WINDHAM — A representative from the Ledge Road project was back in front of the Planning Board May 1 during the months-long process to acquire the go-ahead for a proposed 93,000 square-foot project.

The board began hearing about the eight-acre project to develop a three-story self storage facility in September 2018. The project would require blasting on site to develop.

During the five public hearings, neighboring residents voiced opposition to the blasting, and the developer brought plans to this meeting that greatly reduced the potential blasting on the land.

Project engineer Tom Burns, representing the developer PPI Enterprises, presented a plan that would decrease the potential blasting to disrupting about 10,000 cubic feet of material.

“We were trying to find any way to get that number down any way we could,” Burns said. “This is kind of a balancing act.”

His plan involves several weak blasts to do what a few stronger blasts could complete. The developer would need to bring in a blasting company to do that work, increasing the expense, so it was in his best interest to keep blasting to a minimum as well, Burns explained.

A decade ago Windham created a blasting ordinance that was stricter than state standards because of blasting that occurred at this particular site.

In 2006 Meadowcraft Development started blasting in the area to construct an office park.

Residents commonly refer to that project as a “Trojan Horse.” No office park was built at that site, and residents were concerned that those permits were given to the project that was instead essentially a mine.

Residents faced issues with water contamination, broken windows and other property damage from the 119 blasts that occurred at the site.

Board members and residents raised concerns about potential contaminants from previous blasting being brought back into water sources because of the renewed disruption to the area.

“There are other contaminants that get shaken up when you blast and I imagine when you hammer too,” Joanne Vignos told the board.

After the blasts, she found arsenic and manganese in her water, which turned orange in the process.

Joanne Vignos asked the board to look closely at the water testing regulations for blasting, asking that all aspects of the water, not only carcinogens, were measured.

The board is nearing a decision on the project pending approval of the site’s newly redesigned driveway, as well as more information about blasting in the area.

The board voted 7-0 to continue the public hearing until June 5, at which time the board aims to have a blasting expert shed some light on the potential hazards.

In a straw poll vote, all seven members present, including the alternate, said they would not approve the plan as proposed currently without having experts weigh in.

Board member Margret Crisler and Chair Paul Gosselin expressed that the board should have the expert testimony to decide whether or not to approve the project.

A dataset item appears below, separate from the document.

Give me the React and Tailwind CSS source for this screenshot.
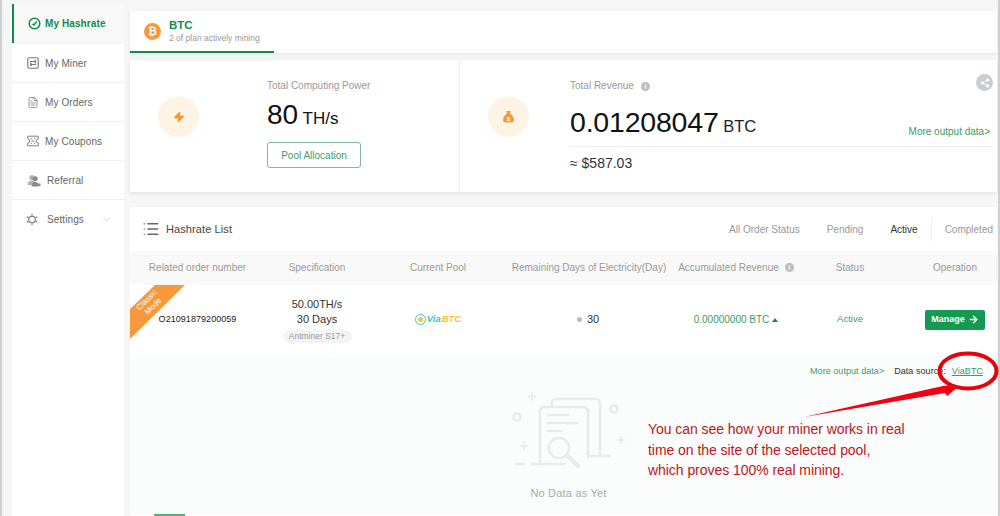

“We are supposed to be impartial… we don’t have any real reasons to deny,” Crisler said. She explained the board needed to weigh the decision based on a concerns from the neighbors but also with the rights of the developer.

Gosselin agreed, adding that he did not feel he was in a position to make an informed decision one way or another, and that the board needed to flush out the reasons not to approve for the decision to potentially stand in court.

Multiple board members expressed an interest in making a decision at the June 5 meeting after hearing from a variety of experts.

“Fortunately it should be the last time we hear the project,” Gosselin said.